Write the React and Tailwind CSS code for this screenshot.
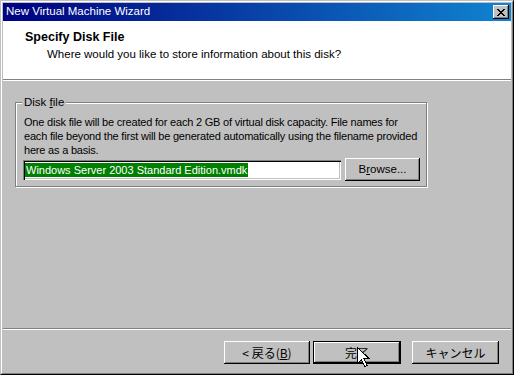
import React from "react"

const FONT = { fontFamily: '"Liberation Sans", Arial, "Noto Sans CJK JP", sans-serif' }
const JP = { fontFamily: '"Noto Sans CJK JP", sans-serif' }

// classic 3D bevel for push buttons
const bevel =
  "bg-[#c0c0c0] shadow-[inset_-1px_-1px_0_#000,inset_1px_1px_0_#fff,inset_-2px_-2px_0_#808080]"

function PushButton({ children, width, isDefault }) {
  return (
    <div className={`${width} h-[23px] ${isDefault ? "border border-black" : ""}`}>
      <div className={`w-full h-full ${bevel} flex items-center justify-center text-[12px] text-black`}>
        {children}
      </div>
    </div>
  )
}

function Cursor() {
  return (
    <svg width="13" height="21" viewBox="0 0 13 21" className="absolute left-[356px] top-[346px]">
      <path
        d="M0.5 0.5 L0.5 16.5 L4.5 12.5 L7.5 19.5 L10 18.5 L7 11.5 L12 11.5 Z"
        fill="#fff"
        stroke="#000"
        strokeWidth="1"
        shapeRendering="crispEdges"
      />
    </svg>
  )
}

export default function App() {
  return (
    <div className="relative w-[514px] h-[375px] border border-t-[#c0c0c0] border-l-[#c0c0c0] border-b-black border-r-black" style={FONT}>
      <div className="w-full h-full border border-t-white border-l-white border-b-[#808080] border-r-[#808080] bg-[#c0c0c0] p-px flex flex-col">
        {/* TITLE BAR */}
        <div className="h-[18px] shrink-0 flex items-center justify-between pl-[3px] pr-[2px] bg-[linear-gradient(90deg,#000080_0%,#1084d0_100%)]">
          <span className="text-white text-[11.5px] leading-none">New Virtual Machine Wizard</span>
          <div className={`w-[16px] h-[14px] ${bevel} flex items-center justify-center`}>
            <svg width="8" height="7" viewBox="0 0 8 7" shapeRendering="crispEdges">
              <path d="M0 0h2v1h1v1h2v-1h1v-1h2v1h-1v1h-1v1h-1v1h1v1h1v1h1v1h-2v-1h-1v-1h-2v1h-1v1h-2v-1h1v-1h1v-1h1v-1h-1v-1h-1v-1h-1z" fill="#000" />
            </svg>
          </div>
        </div>

        {/* HEADER */}
        <div className="h-[59px] shrink-0 bg-white border-b border-[#808080] pl-[22px] pt-[9px]">
          <div className="font-bold text-[12.5px] leading-[14px] text-black">Specify Disk File</div>
          <div className="pl-[22px] pt-[3px] text-[11.5px] leading-[14px] text-black">
            Where would you like to store information about this disk?
          </div>
        </div>
        <div className="h-px shrink-0 bg-white" />

        {/* BODY */}
        <div className="flex-1 pl-[12px] pt-[21px]">
          <div className="relative w-[412px] h-[85px] border border-[#808080] shadow-[inset_1px_1px_0_#fff,1px_1px_0_#fff] pl-[8px] pt-[12px]">
            <span className="absolute left-[6px] top-[-8px] bg-[#c0c0c0] px-[2px] text-[11.5px] leading-[14px] text-black">
              Disk <span className="underline">f</span>ile
            </span>
            <p className="whitespace-nowrap text-[11px] leading-[14px] tracking-[-0.2px] text-black">
              One disk file will be created for each 2 GB of virtual disk capacity. File names for
              <br />
              each file beyond the first will be generated automatically using the filename provided
              <br />
              here as a basis.
            </p>
            <div className="flex items-center mt-[1px]">
              <div className="w-[318px] h-[20px] -ml-[1px] bg-white shadow-[inset_1px_1px_0_#808080,inset_2px_2px_0_#000,inset_-1px_-1px_0_#fff,inset_-2px_-2px_0_#c0c0c0] pl-[2px] pt-[3px]">
                <span className="bg-[#008000] text-white text-[11px] leading-[14px] block w-fit px-px">
                  Windows Server 2003 Standard Edition.vmdk
                </span>
              </div>
              <div className="ml-[4px]">
                <PushButton width="w-[75px]">
                  <span className="text-[11.5px]">B<span className="underline">r</span>owse...</span>
                </PushButton>
              </div>
            </div>
          </div>
        </div>

        {/* FOOTER */}
        <div className="h-px shrink-0 bg-[#808080]" />
        <div className="h-px shrink-0 bg-white" />
        <div className="h-[42px] shrink-0 flex justify-end pt-[11px] pr-[12px]">
          <PushButton width="w-[86px]">
            <span style={JP} className="text-[12px]">
              &lt; 戻る(<span className="underline">B</span>)
            </span>
          </PushButton>
          <div className="ml-[3px]">
            <PushButton width="w-[88px]" isDefault>
              <span style={JP} className="text-[12px]">完了</span>
            </PushButton>
          </div>
          <div className="ml-[11px]">
            <PushButton width="w-[87px]">
              <span style={JP} className="text-[12px]">キャンセル</span>
            </PushButton>
          </div>
        </div>
      </div>
      <Cursor />
    </div>
  )
}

## Task requirements
Write out the whole listing exactly, and drop the pictures.

## Response to the task
Write the React and Tailwind CSS code for this screenshot.
import React from "react"

const FONT = { fontFamily: '"Liberation Sans", Arial, "Noto Sans CJK JP", sans-serif' }
const JP = { fontFamily: '"Noto Sans CJK JP", sans-serif' }

// classic 3D bevel for push buttons
const bevel =
  "bg-[#c0c0c0] shadow-[inset_-1px_-1px_0_#000,inset_1px_1px_0_#fff,inset_-2px_-2px_0_#808080]"

function PushButton({ children, width, isDefault }) {
  return (
    <div className={`${width} h-[23px] ${isDefault ? "border border-black" : ""}`}>
      <div className={`w-full h-full ${bevel} flex items-center justify-center text-[12px] text-black`}>
        {children}
      </div>
    </div>
  )
}

function Cursor() {
  return (
    <svg width="13" height="21" viewBox="0 0 13 21" className="absolute left-[356px] top-[346px]">
      <path
        d="M0.5 0.5 L0.5 16.5 L4.5 12.5 L7.5 19.5 L10 18.5 L7 11.5 L12 11.5 Z"
        fill="#fff"
        stroke="#000"
        strokeWidth="1"
        shapeRendering="crispEdges"
      />
    </svg>
  )
}

export default function App() {
  return (
    <div className="relative w-[514px] h-[375px] border border-t-[#c0c0c0] border-l-[#c0c0c0] border-b-black border-r-black" style={FONT}>
      <div className="w-full h-full border border-t-white border-l-white border-b-[#808080] border-r-[#808080] bg-[#c0c0c0] p-px flex flex-col">
        {/* TITLE BAR */}
        <div className="h-[18px] shrink-0 flex items-center justify-between pl-[3px] pr-[2px] bg-[linear-gradient(90deg,#000080_0%,#1084d0_100%)]">
          <span className="text-white text-[11.5px] leading-none">New Virtual Machine Wizard</span>
          <div className={`w-[16px] h-[14px] ${bevel} flex items-center justify-center`}>
            <svg width="8" height="7" viewBox="0 0 8 7" shapeRendering="crispEdges">
              <path d="M0 0h2v1h1v1h2v-1h1v-1h2v1h-1v1h-1v1h-1v1h1v1h1v1h1v1h-2v-1h-1v-1h-2v1h-1v1h-2v-1h1v-1h1v-1h1v-1h-1v-1h-1v-1h-1z" fill="#000" />
            </svg>
          </div>
        </div>

        {/* HEADER */}
        <div className="h-[59px] shrink-0 bg-white border-b border-[#808080] pl-[22px] pt-[9px]">
          <div className="font-bold text-[12.5px] leading-[14px] text-black">Specify Disk File</div>
          <div className="pl-[22px] pt-[3px] text-[11.5px] leading-[14px] text-black">
            Where would you like to store information about this disk?
          </div>
        </div>
        <div className="h-px shrink-0 bg-white" />

        {/* BODY */}
        <div className="flex-1 pl-[12px] pt-[21px]">
          <div className="relative w-[412px] h-[85px] border border-[#808080] shadow-[inset_1px_1px_0_#fff,1px_1px_0_#fff] pl-[8px] pt-[12px]">
            <span className="absolute left-[6px] top-[-8px] bg-[#c0c0c0] px-[2px] text-[11.5px] leading-[14px] text-black">
              Disk <span className="underline">f</span>ile
            </span>
            <p className="whitespace-nowrap text-[11px] leading-[14px] tracking-[-0.2px] text-black">
              One disk file will be created for each 2 GB of virtual disk capacity. File names for
              <br />
              each file beyond the first will be generated automatically using the filename provided
              <br />
              here as a basis.
            </p>
            <div className="flex items-center mt-[1px]">
              <div className="w-[318px] h-[20px] -ml-[1px] bg-white shadow-[inset_1px_1px_0_#808080,inset_2px_2px_0_#000,inset_-1px_-1px_0_#fff,inset_-2px_-2px_0_#c0c0c0] pl-[2px] pt-[3px]">
                <span className="bg-[#008000] text-white text-[11px] leading-[14px] block w-fit px-px">
                  Windows Server 2003 Standard Edition.vmdk
                </span>
              </div>
              <div className="ml-[4px]">
                <PushButton width="w-[75px]">
                  <span className="text-[11.5px]">B<span className="underline">r</span>owse...</span>
                </PushButton>
              </div>
            </div>
          </div>
        </div>

        {/* FOOTER */}
        <div className="h-px shrink-0 bg-[#808080]" />
        <div className="h-px shrink-0 bg-white" />
        <div className="h-[42px] shrink-0 flex justify-end pt-[11px] pr-[12px]">
          <PushButton width="w-[86px]">
            <span style={JP} className="text-[12px]">
              &lt; 戻る(<span className="underline">B</span>)
            </span>
          </PushButton>
          <div className="ml-[3px]">
            <PushButton width="w-[88px]" isDefault>
              <span style={JP} className="text-[12px]">完了</span>
            </PushButton>
          </div>
          <div className="ml-[11px]">
            <PushButton width="w-[87px]">
              <span style={JP} className="text-[12px]">キャンセル</span>
            </PushButton>
          </div>
        </div>
      </div>
      <Cursor />
    </div>
  )
}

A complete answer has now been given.